季刊『社会運動』2020年10月【440号】特集:コロナ下におけるマイノリティ -子ども、生活困窮者、障がい者、外国人-

自らの状況を
客観的に捉えられるようアドバイス

 

 生活サポート基金には感染拡大が始まった3月、収入が減り借金を返せないという相談が増え、件数は前年の2倍近い132件にも上った。個人の生活保障の施策はまだ何も打ち出されていなかった時期だったので、このままでは、多重債務者が急増すると懸念していた。当時の生活サポート基金の活動をNHKニュース全国版が報じたのが4月22日のことだった。
 4月以降の相談数は予想に反して、4月は82件(前年76件)、5月67件(前年79件)、6月73件(前年98件)と、例年より少ない。

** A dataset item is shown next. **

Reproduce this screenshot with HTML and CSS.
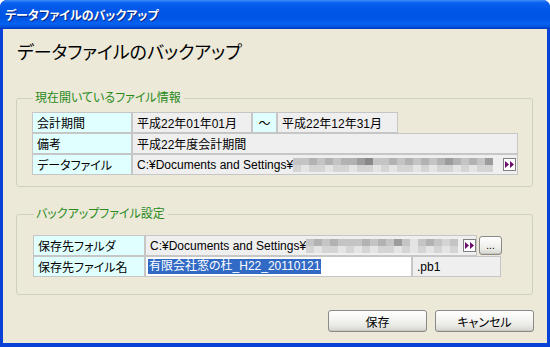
FILE: index.html
```html
<!DOCTYPE html>
<html lang="ja">
<head>
<meta charset="utf-8">
<title>データファイルのバックアップ</title>
<link rel="stylesheet" href="styles.css">
</head>
<body>
<div class="window">
  <div class="titlebar"><span class="title">データファイルのバックアップ</span></div>
  <div class="client">
    <h1 class="heading">データファイルのバックアップ</h1>

    <fieldset class="group g1">
      <legend>現在開いているファイル情報</legend>
      <div class="grid">
        <div class="row">
          <div class="cell label w100">会計期間</div>
          <div class="cell value w120">平成22年01年01月</div>
          <div class="cell label w25 tilde">～</div>
          <div class="cell value w121">平成22年12年31月</div>
        </div>
        <div class="row">
          <div class="cell label w100">備考</div>
          <div class="cell value w386">平成22年度会計期間</div>
        </div>
        <div class="row">
          <div class="cell label w100">データファイル</div>
          <div class="cell value w386 path">
            <span class="ptext">C:¥Documents and Settings¥</span>
            <span class="mosaic">
              <i class="c"></i><i class="b"></i><i class="c"></i><i class="a"></i><i class="d"></i><i class="b"></i><i class="c"></i><i class="b"></i><i class="d"></i><i class="a"></i><i class="c"></i><i class="b"></i><i class="d"></i><i class="b"></i><i class="d"></i><i class="a"></i><i class="e"></i><i class="b"></i><i class="f"></i><i class="b"></i><i class="c"></i><i class="a"></i><i class="c"></i><i class="b"></i><i class="d"></i><i class="a"></i><i class="c"></i><i class="b"></i><i class="d"></i><i class="b"></i><i class="c"></i><i class="a"></i><i class="d"></i><i class="b"></i><i class="c"></i><i class="a"></i><i class="d"></i><i class="b"></i><i class="e"></i><i class="b"></i><i class="d"></i><i class="a"></i><i class="c"></i><i class="b"></i><i class="d"></i><i class="a"></i><i class="c"></i><i class="b"></i><i class="e"></i><i class="b"></i>
            </span>
            <span class="ffbtn r1" aria-label="参照"><svg width="10" height="7" viewBox="0 0 10 7"><path d="M0 0 L4 3.5 L0 7 Z M5 0 L9 3.5 L5 7 Z" fill="#6a0f6a"/></svg></span>
          </div>
        </div>
      </div>
    </fieldset>

    <fieldset class="group g2">
      <legend>バックアップファイル設定</legend>
      <div class="grid">
        <div class="row">
          <div class="cell label w112">保存先フォルダ</div>
          <div class="cell value w332 path">
            <span class="ptext">C:¥Documents and Settings¥</span>
            <span class="mosaic">
              <i class="c"></i><i class="b"></i><i class="d"></i><i class="a"></i><i class="c"></i><i class="b"></i><i class="d"></i><i class="b"></i><i class="c"></i><i class="a"></i><i class="c"></i><i class="b"></i><i class="c"></i><i class="a"></i><i class="d"></i><i class="b"></i><i class="c"></i><i class="a"></i><i class="d"></i><i class="b"></i><i class="c"></i><i class="b"></i><i class="e"></i><i class="a"></i><i class="c"></i><i class="b"></i><i class="a"></i><i class="a"></i><i class="c"></i><i class="b"></i><i class="d"></i><i class="a"></i><i class="c"></i><i class="b"></i><i class="b"></i><i class="a"></i><i class="c"></i><i class="b"></i>
            </span>
            <span class="ffbtn" aria-label="参照"><svg width="10" height="7" viewBox="0 0 10 7"><path d="M0 0 L4 3.5 L0 7 Z M5 0 L9 3.5 L5 7 Z" fill="#6a0f6a"/></svg></span>
          </div>
          <button class="xpbtn dots">...</button>
        </div>
        <div class="row">
          <div class="cell label w112">保存先ファイル名</div>
          <div class="cell input w267"><span class="sel">有限会社窓の杜_H22_20110121</span></div>
          <div class="cell value w89">.pb1</div>
        </div>
      </div>
    </fieldset>

    <div class="actions">
      <button class="xpbtn big">保存</button>
      <button class="xpbtn big">キャンセル</button>
    </div>
  </div>
</div>
</body>
</html>
```

FILE: styles.css
```css
* { box-sizing: border-box; }
html, body { margin: 0; padding: 0; background: #ffffff; }
body {
  font-family: "Liberation Sans", "Noto Sans CJK JP", sans-serif;
  font-size: 12px;
  font-feature-settings: "palt";
  color: #000;
}
.window {
  width: 550px;
  height: 347px;
  display: flex;
  flex-direction: column;
  background: #0841d6;
  border-radius: 7px 7px 0 0;
  overflow: hidden;
}
.titlebar {
  height: 29px;
  flex: none;
  display: flex;
  align-items: center;
  padding-left: 5px;
  background: linear-gradient(to bottom, #3b8cf7 0px, #0a5ff0 3px, #0058e8 10px, #0054e3 18px, #0663f2 24px, #0050dc 27px, #0036b8 29px);
}
.title {
  color: #fff;
  font-weight: bold;
  font-size: 12px;
  text-shadow: 1px 1px 0 #0a2a8a;
}
.client {
  flex: 1;
  margin: 0 3px 4px 3px;
  background: #ece9d8;
  padding: 12px 14px 0 13px;
  display: flex;
  flex-direction: column;
}
.heading {
  margin: 0 0 0 1px;
  font-size: 18px;
  font-weight: normal;
  line-height: 24px;
  height: 24px;
}
.group {
  margin: 0;
  border: 1px solid #d0d0bf;
  border-radius: 3px;
  min-width: 0;
}
.group legend {
  color: #2a8a1c;
  padding: 0 3px 0 2px;
  margin-left: 1px;
  line-height: 16px;
  font-size: 12px;
}
.g1 { margin-top: 25px; padding: 6px 10px 11px 15px; }
.g2 { margin-top: 19px; padding: 13px 10px 17px 16px; }

.grid { display: flex; flex-direction: column; }
.row { display: flex; align-items: center; height: 21px; }
.cell {
  height: 21px;
  border: 1px solid #c6c6c6;
  display: flex;
  align-items: center;
  padding-left: 4px;
  white-space: nowrap;
  overflow: hidden;
  flex: none;
}
.label { background: #e0ffff; }
.value { background: #efefef; }
.input { background: #ffffff; padding-left: 2px; }
.tilde { justify-content: center; padding-left: 0; }
.w100 { width: 100px; }
.w120 { width: 120px; }
.w25 { width: 25px; }
.w121 { width: 121px; }
.w386 { width: 386px; }
.w112 { width: 112px; }
.w332 { width: 332px; }
.w267 { width: 267px; }
.w89 { width: 89px; }

.path { padding-right: 0; }
.ptext { flex: none; }
.mosaic {
  display: grid;
  grid-template-rows: 7px 7px;
  grid-auto-flow: column;
  grid-auto-columns: 8px;
  flex: 0 1 auto;
  min-width: 0;
  overflow: hidden;
  margin-top: 1px;
}
.mosaic i { display: block; }
.mosaic .a { background: #e4e4e4; }
.mosaic .b { background: #d4d4d4; }
.mosaic .c { background: #c4c4c4; }
.mosaic .d { background: #b2b2b2; }
.mosaic .e { background: #9c9c9c; }
.mosaic .f { background: #888888; }
.ffbtn {
  margin-left: auto;
  width: 13px;
  height: 13px;
  border: 1px solid #808080;
  background: #fff;
  display: flex;
  align-items: center;
  justify-content: center;
  flex: none;
}
.ffbtn.r1 { margin-right: 1px; }
.ffbtn svg { display: block; }

.xpbtn {
  font-family: "Liberation Sans", "Noto Sans CJK JP", sans-serif;
  font-feature-settings: "palt";
  font-size: 12px;
  color: #000;
  border: 1px solid #8a8a8a;
  border-radius: 3px;
  background: linear-gradient(to bottom, #ffffff 0%, #f6f6f4 35%, #ebebe6 70%, #d6d5cf 100%);
  box-shadow: inset 0 -1px 0 #c9c8c1;
  padding: 0;
  display: flex;
  align-items: center;
  justify-content: center;
}
.dots {
  width: 23px;
  height: 19px;
  margin-left: 2px;
  font-size: 10px;
  line-height: 1;
}
.sel {
  background: #316ac5;
  color: #fff;
  padding: 0 1px;
  line-height: 15px;
}
.actions {
  margin-top: 15px;
  margin-right: -1px;
  display: flex;
  justify-content: flex-end;
  gap: 8px;
}
.big { width: 99px; height: 22px; }
```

その理由は、4月以降は社会福祉協議会や行政、市民団体など身近な相談窓口が増えてきて、「住居確保給付金」(家賃数カ月分が給付される)や貸付条件が緩和された「緊急小口資金(無利息・保証人不要)」を申し込めるようになったからと考えている。
 相談内容は、多重債務から生活困窮にシフトした。事務所に「手持ち金が数百円しかない」とか、「何日も食べてない」といった相談の電話がかかってくるようになった。事務所までの片道の交通費があれば来てもらい相談を行い、とりあえずの交通費や食料などを渡す。相談者に継続した食料支援が必要であれば、日本初のフードバンクである「セカンドハーベスト・ジャパン」につないでいる。また、セカンドハーベスト・ジャパンの利用者で生活再建の相談につないだほうがよい人には、生活サポート基金を紹介する。そうした連携が必要なケースはこれまで相談者の10?20パーセントだったが、2020年5月の相談者67人のうち、35人(52パーセント)に食料支援をした。
 生活サポート基金では、コロナ感染拡大の最中でも、本人に直接に会って相談を行っている。相談者には、収入額、支出内容と額、借金額や返済期間など全ての情報を書き出してもらう。そのことで自分の経済状況を客観的に把握し理解できる。それをふまえてどの支出を圧縮するかをアドバイスしたり、弁護士の力を借りて債務の整理を考えていく。
 生活サポート基金には、自治体の相談窓口だけでは解決できない困難事例が持ち込まれることも多い。人との関係が希薄になってきているが、頼れるところはきっとある。一人で悩まず、ヤミ金融などに行かず、まずは近くの社協・行政・市民団体などの相談機関を訪ねてほしい。お金の問題は手立てとタイミング、順番さえ間違えなければおおむね解決できる。生活サポート基金の経験はそれを裏付けている。